Muttered Introductions

I'm lost, and no maps aid me. I have been weighed down with so many questions, and no answers are solid enough. I present them to the great examiners inside my own mind, spiritual, emotional, factual, logical, empirical, naturalistic, all of them. All evidence, time and time again, turns to dust in my hands as their eyes examine and watch whatever idea it may have been. There has been so much dust that it all feels like a desert. I walk through sands of spiritual questions, and my life experiences and my religious past trail behind me as a long desert caravan follows a silent scout. No water stays fresh long enough for me to settle down, and all oases seem to vanish before my eyes.


I am a spiritual sojourner and a religious scholar. I have studied many things, and have tried many things. I have emptied my cup time and time again, and I wait to see if that cup will crack from all of the sudden heat that has rushed in and out with it--religious beliefs coursing in and out of my heart. I don't know what I believe, and this blog is meant to help me figure it out.


One belief that I do hold was spoken by the Dalai Lama and many others. "Take the road that leads to heaven. Take the road that will make you fit for heaven."


Also, even more important that being fit for heaven is being worthy of the life we were given. We were given such bodies, minds, and souls with such abilities and capacities--how dare we not use them to the best and most proactive of our abilities. How could we die knowing that we had tossed that aside during our lifetimes?
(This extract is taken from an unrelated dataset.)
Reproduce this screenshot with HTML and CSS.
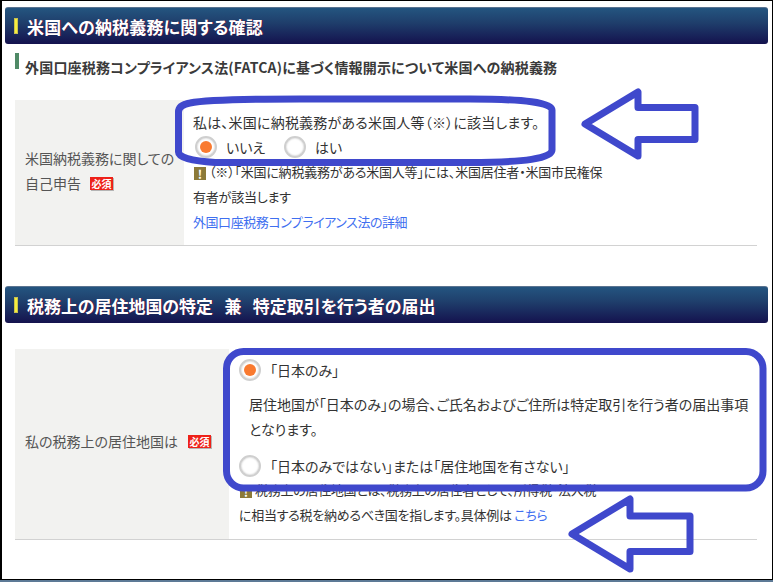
FILE: index.html
```html
<!DOCTYPE html>
<html lang="ja">
<head>
<meta charset="utf-8">
<title>納税義務の確認</title>
<link rel="stylesheet" href="styles.css">
</head>
<body>
<div class="frame">
  <section class="first">
    <h2 class="bar"><i class="mark"></i>米国への納税義務に関する確認</h2>
    <h3 class="sub"><i class="submark"></i>外国口座税務コンプライアンス法(FATCA)に基づく情報開示について米国への納税義務</h3>
    <div class="row row-a">
      <div class="label label-a"><p>米国納税義務に関しての<br>自己申告<span class="req">必須</span></p></div>
      <div class="body body-a">
        <p class="line lead">私は、米国に納税義務がある米国人等（※）に該当します。</p>
        <div class="radios">
          <span class="radio on"></span><span class="opt">いいえ</span>
          <span class="radio"></span><span class="opt">はい</span>
        </div>
        <p class="line note"><span class="warn">!</span>（※）「米国に納税義務がある米国人等」には、米国居住者・米国市民権保<br>有者が該当します</p>
        <p class="line link"><a href="#">外国口座税務コンプライアンス法の詳細</a></p>
      </div>
    </div>
  </section>
  <section class="second">
    <h2 class="bar"><i class="mark"></i>税務上の居住地国の特定&nbsp;&nbsp;&nbsp;兼&nbsp;&nbsp;&nbsp;特定取引を行う者の届出</h2>
    <div class="row row-b">
      <div class="label label-b"><p>私の税務上の居住地国は<span class="req req-b">必須</span></p></div>
      <div class="body body-b">
        <div class="choice"><span class="radio on"></span><span class="opt">「日本のみ」</span></div>
        <p class="line para">居住地国が「日本のみ」の場合、ご氏名およびご住所は特定取引を行う者の届出事項<br>となります。</p>
        <div class="choice choice-2"><span class="radio"></span><span class="opt">「日本のみではない」または「居住地国を有さない」</span></div>
        <p class="line note note-b"><span class="warn">!</span>税務上の居住地国とは、税務上の居住者として、所得税･法人税<br>に相当する税を納めるべき国を指します。具体例は <a href="#">こちら</a></p>
      </div>
    </div>
  </section>
  <svg class="marks" width="773" height="582" viewBox="0 0 773 582" fill="none" stroke="#3f48cc" stroke-width="7" stroke-linejoin="round">
    <path d="M178.500 112 Q178.500 105 190 103 Q210 99 300 99 L470 99 Q552 99 552 110 L552 150 Q552 162.500 470 162.500 L300 162.500 L215 162.500 Q178.500 160 178.500 152 Z"/>
    <rect x="226.500" y="351.500" width="536.500" height="136.500" rx="17"/>
    <path d="M585 124 L638 92 L638 107.500 L695 107.500 L695 139.500 L638 139.500 L638 156 Z"/>
    <path d="M572 534 L630 499 L630 516 L690 516 L690 551.500 L630 551.500 L630 569 Z"/>
  </svg>
</div>
</body>
</html>
```
FILE: styles.css
```css
* { box-sizing: border-box; }
html, body { margin: 0; padding: 0; }
body {
  width: 773px;
  height: 582px;
  overflow: hidden;
  background: #5d7a96;
  font-family: "Noto Sans CJK JP", "Liberation Sans", sans-serif;
  font-size: 14px;
  font-feature-settings: "palt";
  color: #333;
}
p, h2, h3 { margin: 0; }
.frame {
  position: relative;
  width: 773px;
  height: 580px;
  background: #fff;
  border: solid #000;
  border-width: 1px 1px 1px 2px;
  padding: 6px 4px 0 3px;
  overflow: hidden;
}
.bar {
  display: flex;
  align-items: center;
  height: 37px;
  padding-left: 9px;
  border-radius: 3px;
  border-top: 1px solid #5a7390;
  background: linear-gradient(#245580 0%, #1f3f6c 40%, #14124e 100%);
  color: #fff;
  font-size: 17px;
  font-weight: 700;
  letter-spacing: 0.15px;
  text-shadow: 1px 0 0 #4a1040;
}
.mark {
  width: 4px;
  height: 16px;
  margin-right: 9px;
  background: #f6ee3c;
  border: 1px solid #c8c050;
}
.sub {
  position: relative;
  margin: 13px 0 0 10px;
  padding-left: 10px;
  font-size: 14px;
  line-height: 20px;
  font-weight: 700;
  color: #3a3a3a;
  letter-spacing: 0.19px;
  display: flex;
}
.submark {
  width: 4px;
  height: 16px;
  margin: -4px 6px 0 -10px;
  background: #4f8a66;
}
.row {
  display: flex;
  margin-left: 10px;
  width: 742px;
  border-bottom: 1px solid #d2d2d2;
}
.row-a { margin-top: 23px; height: 146px; }
.row-b { margin-top: 26px; height: 191px; }
.label {
  display: flex;
  align-items: center;
  background: #f2f2f0;
  padding-left: 10px;
  color: #555;
  line-height: 25px;
}
.label-a { width: 169px; padding-bottom: 3px; }
.label-b { width: 214px; padding-bottom: 5px; }
.req {
  display: inline-block;
  width: 23px;
  height: 13px;
  margin-left: 9px;
  background: #ee2118;
  box-shadow: 1px 1px 0 #b5b5b5;
  color: #fff;
  font-size: 10px;
  line-height: 13px;
  font-weight: 700;
  text-align: center;
  letter-spacing: 0;
  vertical-align: 1px;
}
.req-b { margin-left: 10px; }
.line { line-height: 25px; }
.lead { letter-spacing: 0.2px; }
.body-a { padding: 10px 0 0 9px; }
.body-b { padding: 8px 0 0 10px; }
.radios { display: flex; align-items: center; height: 24px; margin-left: 2px; }
.radio {
  position: relative;
  flex: none;
  width: 22px;
  height: 22px;
  border-radius: 50%;
  border: 2px solid #cfcfcf;
  background: #fff;
  box-shadow: inset 0 0 2px #bbb;
}
.radio.on::after {
  content: "";
  position: absolute;
  left: 3px;
  top: 3px;
  width: 12px;
  height: 12px;
  border-radius: 50%;
  background: #f97a30;
}
.opt { margin-left: 9px; }
.radios .opt { margin-right: 19px; }
.note { font-size: 13px; letter-spacing: -0.2px; }
.link { font-size: 13px; letter-spacing: -0.45px; }
.warn {
  display: inline-block;
  width: 12px;
  height: 13px;
  margin: 0 3px 0 1px;
  background: #8c7a38;
  color: #fff;
  font-size: 12px;
  line-height: 13px;
  font-weight: 700;
  text-align: center;
  vertical-align: -2px;
  letter-spacing: 0;
}
a { color: #3f6ff0; text-decoration: none; }
.choice { display: flex; align-items: center; height: 25px; }
.para { margin: 10px 0 0 10px; }
.choice-2 { margin-top: 11px; }
.note-b { margin-top: -1px; letter-spacing: -0.28px; }
.second { margin-top: 40px; }
.second .bar { letter-spacing: -0.05px; }
.marks { position: absolute; left: -2px; top: -1px; pointer-events: none; }
```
Would they really matter so much to us afterward in the afterlife if they meant nothing to us here?


I feel like a monster that cannot be sated, a devotee desperately grabbing for the remnant of the divine cloak, or the child looking up at the stars and waiting for something to answer her back. I wish for something beyond the fire of my soul to be the guiding star for my own heart, but for now, that is the light that I will sketch my spiritual map by.